Unless you can get beyond holding everything in memory at once, probably not. You need to move your goal posts. If you can't get the PC application to provide you with a more optimally formatted data, or limited line lengths, etc, you might need to transform the data into a representation you can handle more easily as an initial step. Whether that is some tokenization, or preprocessing, depends on just how variable the output from the PC application can be. If I had a large chunk of string/ascii data where I needed to filter into three streams, I'd probably scan the data and generate a bitmap array indicating the outputs to send each input byte to. ie 00 = Master, 01 = Slave 1, 10 = Slave 2, 11 = ALL or xxx1 = Master, xx1x = Slave 1, x1xx = Slave 2, 0000 = Stripped, 0111 = ALL This would allow you to decode into multiple streams, very rapidly on-the-fly.
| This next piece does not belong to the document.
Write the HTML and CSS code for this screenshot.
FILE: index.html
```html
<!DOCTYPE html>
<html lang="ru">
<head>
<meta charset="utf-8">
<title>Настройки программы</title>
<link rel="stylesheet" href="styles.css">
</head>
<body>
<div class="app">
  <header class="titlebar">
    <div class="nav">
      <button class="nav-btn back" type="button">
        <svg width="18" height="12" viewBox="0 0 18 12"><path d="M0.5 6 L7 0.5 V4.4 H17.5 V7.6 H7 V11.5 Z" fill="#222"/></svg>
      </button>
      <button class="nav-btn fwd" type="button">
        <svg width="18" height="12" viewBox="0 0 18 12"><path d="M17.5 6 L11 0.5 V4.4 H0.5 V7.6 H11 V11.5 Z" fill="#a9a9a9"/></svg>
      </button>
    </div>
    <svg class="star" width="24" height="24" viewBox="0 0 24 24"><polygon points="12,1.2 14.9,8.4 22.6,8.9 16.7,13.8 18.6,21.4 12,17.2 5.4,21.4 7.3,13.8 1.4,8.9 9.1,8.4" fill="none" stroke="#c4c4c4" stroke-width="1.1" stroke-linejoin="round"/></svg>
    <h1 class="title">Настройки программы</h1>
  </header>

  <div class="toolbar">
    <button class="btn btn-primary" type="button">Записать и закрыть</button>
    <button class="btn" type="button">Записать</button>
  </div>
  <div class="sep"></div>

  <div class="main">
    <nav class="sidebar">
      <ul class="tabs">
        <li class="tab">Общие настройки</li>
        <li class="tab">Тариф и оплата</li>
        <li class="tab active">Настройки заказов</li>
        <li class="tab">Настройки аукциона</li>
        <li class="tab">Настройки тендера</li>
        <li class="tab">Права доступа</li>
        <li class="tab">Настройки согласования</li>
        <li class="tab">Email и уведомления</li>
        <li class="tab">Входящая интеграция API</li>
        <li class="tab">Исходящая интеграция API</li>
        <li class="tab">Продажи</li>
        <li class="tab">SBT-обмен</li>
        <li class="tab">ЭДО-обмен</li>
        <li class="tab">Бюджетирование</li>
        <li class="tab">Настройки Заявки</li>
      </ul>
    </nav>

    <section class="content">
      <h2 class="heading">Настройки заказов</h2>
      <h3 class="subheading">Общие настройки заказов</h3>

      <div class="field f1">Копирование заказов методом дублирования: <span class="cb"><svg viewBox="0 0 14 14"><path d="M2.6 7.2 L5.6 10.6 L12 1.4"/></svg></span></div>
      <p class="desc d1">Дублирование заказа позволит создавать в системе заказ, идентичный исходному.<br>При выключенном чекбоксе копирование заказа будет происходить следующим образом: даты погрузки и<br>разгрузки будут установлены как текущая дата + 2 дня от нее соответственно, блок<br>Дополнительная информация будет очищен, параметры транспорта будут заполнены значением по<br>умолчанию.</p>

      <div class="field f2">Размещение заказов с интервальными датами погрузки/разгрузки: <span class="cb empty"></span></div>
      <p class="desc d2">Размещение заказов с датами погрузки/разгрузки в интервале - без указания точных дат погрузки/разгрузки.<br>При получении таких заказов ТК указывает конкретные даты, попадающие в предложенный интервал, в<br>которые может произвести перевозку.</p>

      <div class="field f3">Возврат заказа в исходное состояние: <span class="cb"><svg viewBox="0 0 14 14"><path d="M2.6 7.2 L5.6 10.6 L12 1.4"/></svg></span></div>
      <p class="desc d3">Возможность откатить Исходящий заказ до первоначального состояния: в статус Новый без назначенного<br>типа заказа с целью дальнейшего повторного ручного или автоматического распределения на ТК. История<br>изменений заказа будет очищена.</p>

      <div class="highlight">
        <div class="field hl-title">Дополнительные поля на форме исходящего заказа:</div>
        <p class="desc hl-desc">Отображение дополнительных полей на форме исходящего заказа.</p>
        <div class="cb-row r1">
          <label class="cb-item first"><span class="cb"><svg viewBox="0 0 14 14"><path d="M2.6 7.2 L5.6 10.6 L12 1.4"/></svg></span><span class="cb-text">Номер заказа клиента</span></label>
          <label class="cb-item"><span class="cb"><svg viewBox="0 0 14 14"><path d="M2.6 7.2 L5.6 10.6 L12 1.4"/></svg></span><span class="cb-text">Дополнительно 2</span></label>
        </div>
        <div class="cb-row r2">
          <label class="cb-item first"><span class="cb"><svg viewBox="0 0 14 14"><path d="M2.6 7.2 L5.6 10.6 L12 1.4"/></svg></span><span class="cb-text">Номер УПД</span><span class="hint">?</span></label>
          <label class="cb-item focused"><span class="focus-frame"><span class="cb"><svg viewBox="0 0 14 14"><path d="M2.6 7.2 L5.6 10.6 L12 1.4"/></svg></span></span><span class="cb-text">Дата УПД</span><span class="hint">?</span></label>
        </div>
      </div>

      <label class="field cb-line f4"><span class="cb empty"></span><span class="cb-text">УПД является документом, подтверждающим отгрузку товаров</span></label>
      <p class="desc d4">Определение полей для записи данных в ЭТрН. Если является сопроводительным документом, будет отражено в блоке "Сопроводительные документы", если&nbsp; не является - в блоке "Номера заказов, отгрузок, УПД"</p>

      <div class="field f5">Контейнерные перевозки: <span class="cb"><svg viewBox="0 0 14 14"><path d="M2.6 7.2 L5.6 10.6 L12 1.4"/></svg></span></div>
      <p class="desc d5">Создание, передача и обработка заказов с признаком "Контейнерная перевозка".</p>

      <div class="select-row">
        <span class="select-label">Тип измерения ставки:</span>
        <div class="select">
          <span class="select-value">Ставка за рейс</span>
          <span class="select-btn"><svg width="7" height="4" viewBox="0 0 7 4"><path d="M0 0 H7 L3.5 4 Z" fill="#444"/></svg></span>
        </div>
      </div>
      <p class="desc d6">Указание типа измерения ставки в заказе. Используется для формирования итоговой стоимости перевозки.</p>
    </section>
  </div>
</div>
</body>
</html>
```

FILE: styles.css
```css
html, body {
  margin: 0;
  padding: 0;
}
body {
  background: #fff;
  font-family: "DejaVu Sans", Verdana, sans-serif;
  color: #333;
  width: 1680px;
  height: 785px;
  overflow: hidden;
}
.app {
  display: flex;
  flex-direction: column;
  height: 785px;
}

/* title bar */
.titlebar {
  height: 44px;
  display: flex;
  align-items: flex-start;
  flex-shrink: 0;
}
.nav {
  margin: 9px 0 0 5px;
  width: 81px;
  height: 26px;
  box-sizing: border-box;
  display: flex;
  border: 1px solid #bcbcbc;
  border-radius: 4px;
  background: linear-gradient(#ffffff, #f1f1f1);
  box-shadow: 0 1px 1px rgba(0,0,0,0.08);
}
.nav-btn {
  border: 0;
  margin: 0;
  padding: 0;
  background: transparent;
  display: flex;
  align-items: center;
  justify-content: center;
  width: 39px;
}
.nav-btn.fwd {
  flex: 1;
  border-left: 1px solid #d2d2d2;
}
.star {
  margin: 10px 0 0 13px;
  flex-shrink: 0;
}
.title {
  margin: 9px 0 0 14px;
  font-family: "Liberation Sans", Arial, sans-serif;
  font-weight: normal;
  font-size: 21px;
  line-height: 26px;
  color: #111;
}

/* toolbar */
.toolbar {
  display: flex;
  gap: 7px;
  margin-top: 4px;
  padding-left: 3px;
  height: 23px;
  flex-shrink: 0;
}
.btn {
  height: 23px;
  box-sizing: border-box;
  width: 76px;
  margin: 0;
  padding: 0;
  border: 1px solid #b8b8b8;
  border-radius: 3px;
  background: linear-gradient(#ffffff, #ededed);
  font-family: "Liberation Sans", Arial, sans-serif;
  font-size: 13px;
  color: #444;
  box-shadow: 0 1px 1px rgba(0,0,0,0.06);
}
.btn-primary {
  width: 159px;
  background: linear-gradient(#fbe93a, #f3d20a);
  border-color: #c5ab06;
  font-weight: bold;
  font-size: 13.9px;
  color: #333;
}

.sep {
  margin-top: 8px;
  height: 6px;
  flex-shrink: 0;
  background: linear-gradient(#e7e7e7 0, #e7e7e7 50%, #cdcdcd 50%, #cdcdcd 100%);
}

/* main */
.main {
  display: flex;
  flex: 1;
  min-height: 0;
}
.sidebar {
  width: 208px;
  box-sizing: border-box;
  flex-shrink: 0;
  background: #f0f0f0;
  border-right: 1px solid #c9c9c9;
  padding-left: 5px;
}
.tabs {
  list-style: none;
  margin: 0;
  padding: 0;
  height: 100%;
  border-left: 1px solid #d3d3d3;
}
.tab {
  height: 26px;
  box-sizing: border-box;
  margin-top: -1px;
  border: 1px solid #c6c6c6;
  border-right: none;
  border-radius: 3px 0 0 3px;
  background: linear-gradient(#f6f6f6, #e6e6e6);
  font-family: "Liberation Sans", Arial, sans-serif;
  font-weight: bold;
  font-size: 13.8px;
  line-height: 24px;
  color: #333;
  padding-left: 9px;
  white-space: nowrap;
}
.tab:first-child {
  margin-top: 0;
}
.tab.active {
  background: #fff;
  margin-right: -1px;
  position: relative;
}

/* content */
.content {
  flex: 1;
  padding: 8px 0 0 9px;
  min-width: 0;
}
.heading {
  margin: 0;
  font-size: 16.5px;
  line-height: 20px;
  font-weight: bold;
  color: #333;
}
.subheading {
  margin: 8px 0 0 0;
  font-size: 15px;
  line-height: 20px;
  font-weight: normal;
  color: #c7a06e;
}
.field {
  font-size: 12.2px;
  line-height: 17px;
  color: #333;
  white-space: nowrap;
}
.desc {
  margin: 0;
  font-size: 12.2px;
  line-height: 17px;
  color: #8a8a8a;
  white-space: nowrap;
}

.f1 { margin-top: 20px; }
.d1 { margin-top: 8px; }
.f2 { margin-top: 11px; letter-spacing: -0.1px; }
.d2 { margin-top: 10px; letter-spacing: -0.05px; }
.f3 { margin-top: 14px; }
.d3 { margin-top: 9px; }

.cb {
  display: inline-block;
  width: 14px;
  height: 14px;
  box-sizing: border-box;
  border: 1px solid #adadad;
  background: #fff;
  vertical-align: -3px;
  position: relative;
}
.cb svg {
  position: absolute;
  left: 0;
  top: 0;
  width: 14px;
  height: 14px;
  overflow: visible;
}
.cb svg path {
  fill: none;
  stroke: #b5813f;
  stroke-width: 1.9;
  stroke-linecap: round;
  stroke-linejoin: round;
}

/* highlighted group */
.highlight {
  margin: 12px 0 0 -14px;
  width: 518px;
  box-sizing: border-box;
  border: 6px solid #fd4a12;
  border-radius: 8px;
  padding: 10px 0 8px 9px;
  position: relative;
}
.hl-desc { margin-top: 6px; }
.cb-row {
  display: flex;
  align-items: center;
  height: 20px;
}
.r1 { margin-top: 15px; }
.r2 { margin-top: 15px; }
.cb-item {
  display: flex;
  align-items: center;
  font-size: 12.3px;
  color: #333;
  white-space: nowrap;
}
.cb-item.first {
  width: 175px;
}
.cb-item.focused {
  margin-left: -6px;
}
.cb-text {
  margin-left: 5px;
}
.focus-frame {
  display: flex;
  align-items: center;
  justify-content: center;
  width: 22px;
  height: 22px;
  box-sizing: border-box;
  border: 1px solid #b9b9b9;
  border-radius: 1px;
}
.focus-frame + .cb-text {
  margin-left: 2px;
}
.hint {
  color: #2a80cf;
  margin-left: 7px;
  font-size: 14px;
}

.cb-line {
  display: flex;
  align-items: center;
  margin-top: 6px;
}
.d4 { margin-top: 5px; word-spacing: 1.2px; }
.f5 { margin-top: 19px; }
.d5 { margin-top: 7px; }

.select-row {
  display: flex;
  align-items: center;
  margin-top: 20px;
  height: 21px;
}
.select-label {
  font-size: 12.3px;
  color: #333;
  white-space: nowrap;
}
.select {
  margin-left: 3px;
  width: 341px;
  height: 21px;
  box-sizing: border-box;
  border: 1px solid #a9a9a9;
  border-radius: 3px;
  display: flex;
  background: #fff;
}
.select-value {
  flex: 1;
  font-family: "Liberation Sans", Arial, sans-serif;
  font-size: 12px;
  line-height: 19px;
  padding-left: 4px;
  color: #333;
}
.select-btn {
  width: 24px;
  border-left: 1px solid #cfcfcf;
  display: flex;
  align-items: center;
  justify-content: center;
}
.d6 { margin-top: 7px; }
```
So perhaps 24K, or 20K total for Original+Master+Slave1+Slave2 If you were to get really clever, you could perhaps create some RLE (Run Length Encoding) scheme to compress the bitmap quite significantly as you are probably taking/not-taking whole lines of data at a time, or at least several characters. How many lines in this file, 1000? What's the bandwidth of the FRAM vs CAN? If the speed of the FRAM is an order of magnitude, or two, faster than where you are pushing the data why does it all need to be in RAM? But to do any of this you're going to have to get a tad more complex than treating the data as a monolithic lump that must be instantiated multiple times.